Well, it’s all brewing up nicely, isn’t it? The austerity chickens are coming home to roost and only the most slavish Tory ideologues can willfully avoid the obvious conclusions. Civil society in general is falling apart, but I’ll confine myself for the moment to Education, where several interesting threads are coalescing.

First the knife crime and exclusion conundrum. It is absolutely staggering just how totally wrong the politicians and commentators, intelligent people all, can get this. Why can’t they be bothered to do some proper research or get briefed by someone who knows what they are talking about?
The general thrust of the “argument” put forward by lazy hacks seems to be: Crisis in number of deaths and attacks involving young people and knives. Plus surge in permanent exclusions from school. Plus Ofsted’s belated concern about schools using “off-rolling” to manipulate their figures. The answer is obvious. It’s the schools’ fault for excluding too many students, who are left as vulnerable, easy prey for hardened criminals. And the media crew fall over themselves, hugging themselves with glee, as an opportunity presents itself for them to indulge in one of their favourite pastimes, Teacher bashing. An easy narrative, that they can get three or four weeks of cheap copy from.
The trouble is, it’s far too important to shrug one’s shoulders and move on. The track record of Government in making populist policy on the back of misleading headlines goes back a long way. Sometimes it comes back to bite the perpetrator (See Sajid Javid wriggling in the backlash of his nakedly populist, inhumane edict on Shamima Begum and her baby), but generally it bites us, The British People, as we are routinely referred to these days.
Let’s separate exclusions from Off-Rolling for a start. Off-Rolling is an indefensible practice that has only one motivator: to massage performance table figures for the benefit of the school. If accountability measures are so high -stakes that people’s jobs are at risk, then it’s fairly obvious that the ever- resourceful school leadership community will come up with allowable scams to achieve better headline figures. I don’t blame them for this. School leadership is an incredibly stressful, pressured and difficult job. The thing that constantly takes me by surprise is the way that the powers that be (The DFE and Ofsted) profess surprise, shock and disappointment that schools are behaving in ways that are a direct result of policies implemented by the DFE and Ofsted, as if it is nothing to do with them. Rather than blame schools and heads, change the accountability system and use a bit of imagination when you’re about it.
Permanent exclusions are an entirely different matter. On the Today Programme on Radio 4 last week, Justin Webb casually used the phrase “a handful of tricky students” to describe the kids that were being permanently excluded, as if schools couldn’t be bothered to deal with them in-house. It was another one of those moments of banging the dashboard and screaming at the radio, much to the surprise and amusement of other drivers on the M25.

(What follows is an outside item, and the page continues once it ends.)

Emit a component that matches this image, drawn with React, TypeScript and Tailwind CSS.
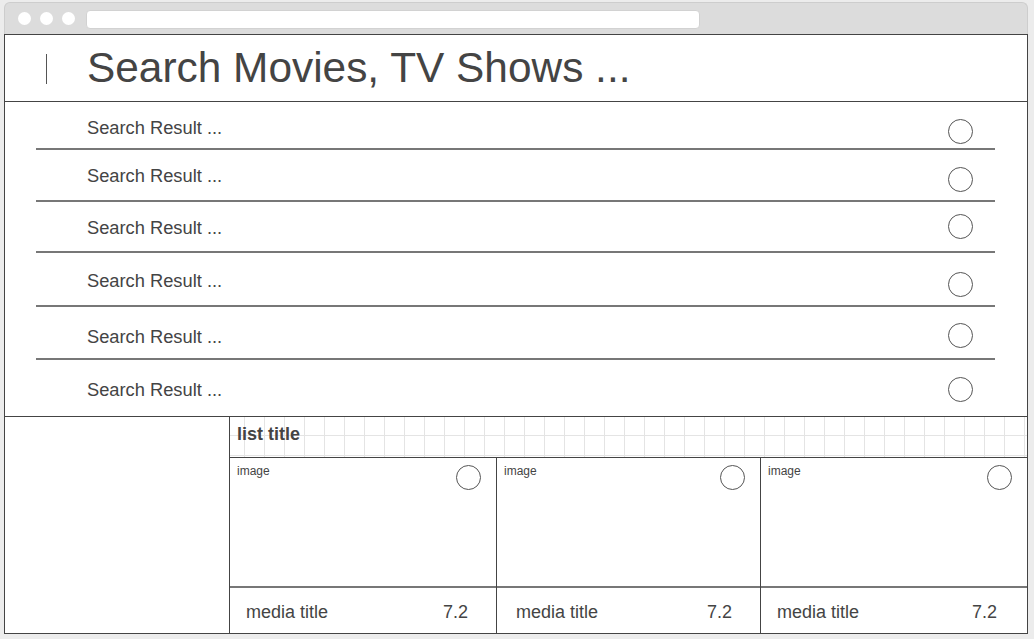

Schools absolutely need the facility to remove students from classroom, for the benefit of the rest of the class, and for the benefit of the child being removed. If it has got to that point, the school is clearly not meeting the needs of the child and another solution has to be sought. In my experience, permanent exclusions are the front sheet of a very thick file detailing all of the efforts that the school has made to engage with the child and the family. It is not a decision taken lightly.
The kids who are off-rolled are much more likely to be dealt with by a chat with the parent, usually the mother, where it is politely explained that they might like to take their child out of school for the the last two terms to avoid them being permanently excluded, with that forever on their record. They become officially home schooled. The school agrees to let the kid sit the exams at the school, usually in a separate room from the rest of Year 11. These deals often come with offers of help with revision materials etc, which is a sweetener. The school has effectively washed its hands of the “tricky student” because they do not figure in the results.

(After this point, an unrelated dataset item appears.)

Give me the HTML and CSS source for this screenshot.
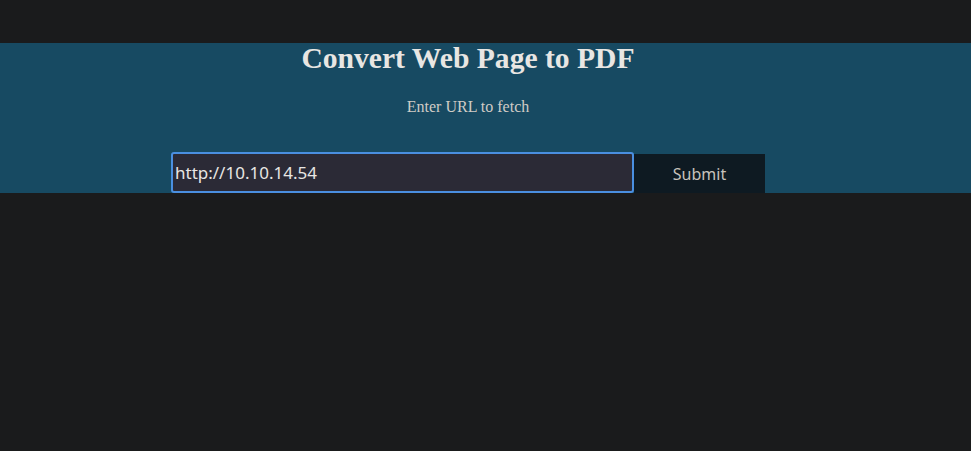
FILE: index.html
```html
<!DOCTYPE html>
<html>
<head>
<meta charset="utf-8">
<link rel="stylesheet" href="styles.css">
</head>
<body>
<div class="banner">
  <div class="inner">
    <h1 class="title">Convert Web Page to PDF</h1>
    <p class="sub">Enter URL to fetch</p>
    <form class="form">
      <input class="url" type="text" value="http://10.10.14.54"><button class="submit" type="button">Submit</button>
    </form>
  </div>
</div>
</body>
</html>
```

FILE: styles.css
```css
html, body {
  margin: 0;
  padding: 0;
  background: #1a1b1c;
}
body {
  padding-top: 43px;
  font-family: "Liberation Serif", "Times New Roman", serif;
  color: #e8e6e3;
}
.banner {
  background: #174a62;
  height: 150px;
  overflow: hidden;
}
.inner {
  width: 936px;
  text-align: center;
}
.title {
  margin: 0;
  padding-top: 0;
  font-size: 29.6px;
  line-height: 30px;
  font-weight: bold;
  color: #e8e6e3;
}
.sub {
  margin: 25px 0 0;
  font-size: 16px;
  line-height: 18px;
  color: #d0ccc6;
}
.form {
  margin-top: 36px;
  display: flex;
  justify-content: center;
  align-items: flex-end;
}
.url {
  box-sizing: border-box;
  width: 463px;
  height: 41px;
  margin: 0;
  padding: 0 2px;
  border: 2px solid #4a8fe0;
  border-radius: 3px;
  background: #2b2a36;
  color: #e8e6e3;
  font-family: "Noto Sans", "Open Sans", sans-serif;
  font-size: 17px;
  outline: none;
}
.submit {
  box-sizing: border-box;
  width: 131px;
  height: 39px;
  margin: 0;
  border: 0;
  background: #0e1a22;
  color: #c8c3bc;
  font-family: "Noto Sans", "Open Sans", sans-serif;
  font-size: 16px;
}
```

The numbers are increasing in part because of Gove’s boneheaded imposition of the new exams which make the experience of many troubled and challenging children even more alienating than they were already. (see my blog from Feb5th on this: https://growl.blog/2019/02/12/english-teaching-paradise-lost ) Kids vote with their feet. If you want to do something about Los Disaparecidos sort out the curriculum so it meets the needs of the students rather than the needs of Tory politicians pandering to the ghastly conference attendees.
The issue is not with exclusion, it’s with the next step. Exclusion to what? And this takes me back to the first point at the beginning of this piece. It’s a question of money and austerity. You can’t do Education on the cheap. It’s an investment, not a burden, and you get what you pay for. Pupil Referral Units need a massive injection of money, sustained and guaranteed over years. It needs to be transformed explicitly into a high status career track for teachers, a place where behaviour specialists, therapists, educationalists, highly skilled subject teachers come together and work with small numbers of excluded students. Top quality people need to be incentivised to choose that route as a career track. I’m sure that the top quality people who are already working in that sector, would benefit massively from such an approach and would welcome it.
Of course, this won’t happen. History teaches us that the same inadequate, careerist Government Ministers will make the same inadequate, populist policy decisions, piling further responsibilities onto schools with less money and with their hands tied behind their backs. I fully expect someone will soon pompously announce to camera that a) they are giving the police extra powers and b) they are banning permanent exclusions from schools. Phew, thank goodness for that. Sorted!